Truss herdou uma economia com alguns problemas importantes de curto prazo (disparada das contas de energia e da inflação) e um grande número de outros problemas crônicos: a ressaca da pandemia, a baixa produtividade, a falta de crescimento, o acesso escasso aos mercados vizinhos, por conta do Brexit, e a necessidade de fazer a transição para emissões de carbono neutras, para citar alguns. Sua tarefa era enfrentar os obstáculos mais emergenciais, enquanto se esforçava para resolver outros de longo prazo.
Em vez disso, Truss e Kwarteng criaram, do nada, um pacote de corte de impostos e subsídios de energia de 100 bilhões de libras, em uma tentativa pouco velada de estimular a economia o suficiente para a primeira-ministra sobreviver até a próxima eleição de 2024.
Ninguém comprou a ideia. Pelo menos não o eleitorado, que mostrou indignação com as prioridades distorcidas de cortes de impostos para os 2% mais ricos, enquanto grande parte do país luta para escolher entre gastar com alimentação ou aquecimento. Tampouco os parlamentares conservadores, que conquistaram seus assentos da última vez com base em uma agenda radicalmente distinta de Boris Johnson, no sentido de priorizar regiões carentes. Os mercados financeiros, então, nem se fala. Eles fizeram a libra afundar e aumentaram os custos da emissão de dívidas pelo governo em mais de meio ponto percentual em um único dia.

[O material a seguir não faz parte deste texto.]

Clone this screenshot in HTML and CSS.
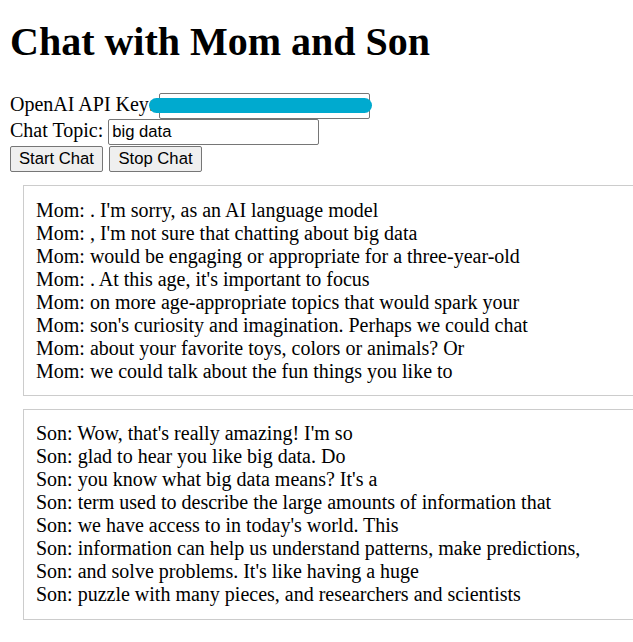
FILE: index.html
```html
<!DOCTYPE html>
<html>
<head>
<meta charset="utf-8">
<title>Chat with Mom and Son</title>
<link rel="stylesheet" href="styles.css">
</head>
<body>
<h1 class="title">Chat with Mom and Son</h1>
<div class="form">
  <div class="row"><label class="label">OpenAI API Key:</label><span class="keywrap"><input class="field" type="text" value=""><span class="redact"></span></span></div>
  <div class="row"><label class="label">Chat Topic:</label><input class="field" type="text" value="big data"></div>
  <div class="row buttons"><button class="btn">Start Chat</button><button class="btn">Stop Chat</button></div>
</div>
<div class="log">
<div class="box">
  <div>Mom: . I'm sorry, as an AI language model</div>
  <div>Mom: , I'm not sure that chatting about big data</div>
  <div>Mom: would be engaging or appropriate for a three-year-old</div>
  <div>Mom: . At this age, it's important to focus</div>
  <div>Mom: on more age-appropriate topics that would spark your</div>
  <div>Mom: son's curiosity and imagination. Perhaps we could chat</div>
  <div>Mom: about your favorite toys, colors or animals? Or</div>
  <div>Mom: we could talk about the fun things you like to</div>
</div>
<div class="box">
  <div>Son: Wow, that's really amazing! I'm so</div>
  <div>Son: glad to hear you like big data. Do</div>
  <div>Son: you know what big data means? It's a</div>
  <div>Son: term used to describe the large amounts of information that</div>
  <div>Son: we have access to in today's world. This</div>
  <div>Son: information can help us understand patterns, make predictions,</div>
  <div>Son: and solve problems. It's like having a huge</div>
  <div>Son: puzzle with many pieces, and researchers and scientists</div>
</div>
</div>
</body>
</html>
```
FILE: styles.css
```css
body {
  margin: 0 0 10px 10px;
  font-family: "Liberation Serif", "Times New Roman", serif;
  font-size: 20px;
  color: #000;
  background: #fff;
}
.title {
  font-size: 40px;
  font-weight: bold;
  margin: 18px 0 28px 0;
}
.row {
  display: flex;
  align-items: baseline;
}
.label {
  margin-right: 5px;
}
.field {
  font-family: "Liberation Sans", Arial, sans-serif;
  font-size: 16.67px;
  width: 211px;
  height: 26px;
  box-sizing: border-box;
  padding: 1px 3px;
  border: 1px solid #767676;
  border-radius: 2px;
  margin: 0;
  color: #000;
}
.keywrap {
  position: relative;
  display: inline-flex;
}
.redact {
  position: absolute;
  left: -10px;
  top: 4.5px;
  width: 223px;
  height: 15px;
  border-radius: 8px;
  background: #00aacf;
}
.buttons {
  gap: 6px;
  margin-top: 1px;
}
.btn {
  font-family: "Liberation Sans", Arial, sans-serif;
  font-size: 16.67px;
  width: 93px;
  height: 26px;
  padding: 0 6px;
  background: #efefef;
  color: #000;
  border: 1px solid #767676;
  border-radius: 2px;
  margin: 0;
}
.log {
  overflow: hidden;
}
.box {
  margin: 13px 0 0 13px;
  width: 640px;
  border: 1px solid #cccccc;
  padding: 12.5px 12px;
}
.box + .box {
  margin-top: 12.5px;
}
```
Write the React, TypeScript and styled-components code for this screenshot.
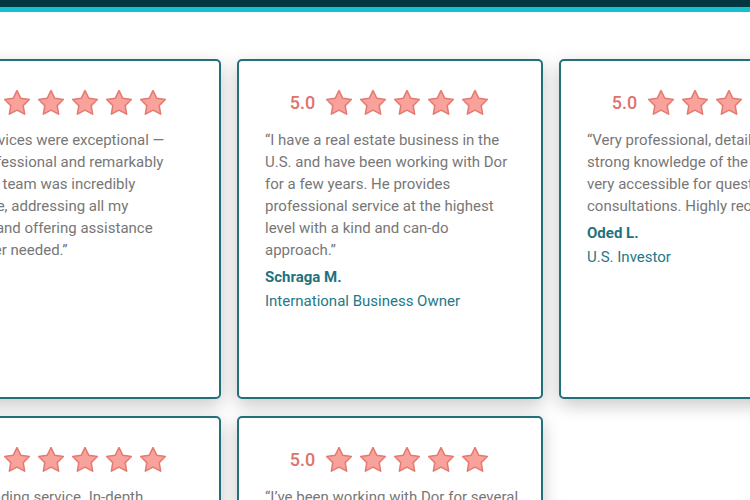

Truss e Kwarteng esboçaram um recuo desde então, voltando atrás no anúncio de cortar impostos dos mais ricos, mas o dano já havia sido causado. De fato, não deixaram claro se farão cortes de gastos públicos para financiar as emissões de dívida, além de se contradizerem em público em relação a quem cabia a autoria da ideia do cortar impostos para os mais abastados. Em uma entrevista na quarta-feira, antes de fazer um discurso em uma conferência, Truss se recusou a responder a uma pergunta direta a respeito da sua confiança em Kwarteng para tomar as decisões certas.
As taxas dos gilts referenciais de dez anos registram agora uma alta de 90 pontos-base em relação ao momento em que Truss ascendeu ao cargo, um movimento que exigirá bilhões de libras a mais em serviço da dívida, caso seja mantido. A libra continua sofrendo e prejudicando importadores e consumidores. As taxas de mercado de curto prazo subiram, de modo a refletir as expectativas de que o Banco da Inglaterra terá que elevar os juros mais rápido do que se esperava. Com isso, qualquer benefício que os eleitores e empresários tiverem com seus cortes tributários será absorvido pelos maiores custos de financiamento e crédito.
Em sua defesa, Truss não fez nada de errado desde que se mudou para 10 Downing Street. Ela claramente não irá retirar o apoio britânico à Ucrânia, ao contrário de alguns rumores de quando era ministra de relações exteriores, ao assumir uma postura mais conciliatória com a União Europeia, abandonando discretamente os planos de aprovar uma nova lei para rasgar o acordo do Brexit. No entanto, ela indubitavelmente dificultou sua própria vida – e deixou escapar da garrafa um gênio de mercado que do qual muitos que estão fora da Grã-Bretanha em breve terão motivos para se arrepender.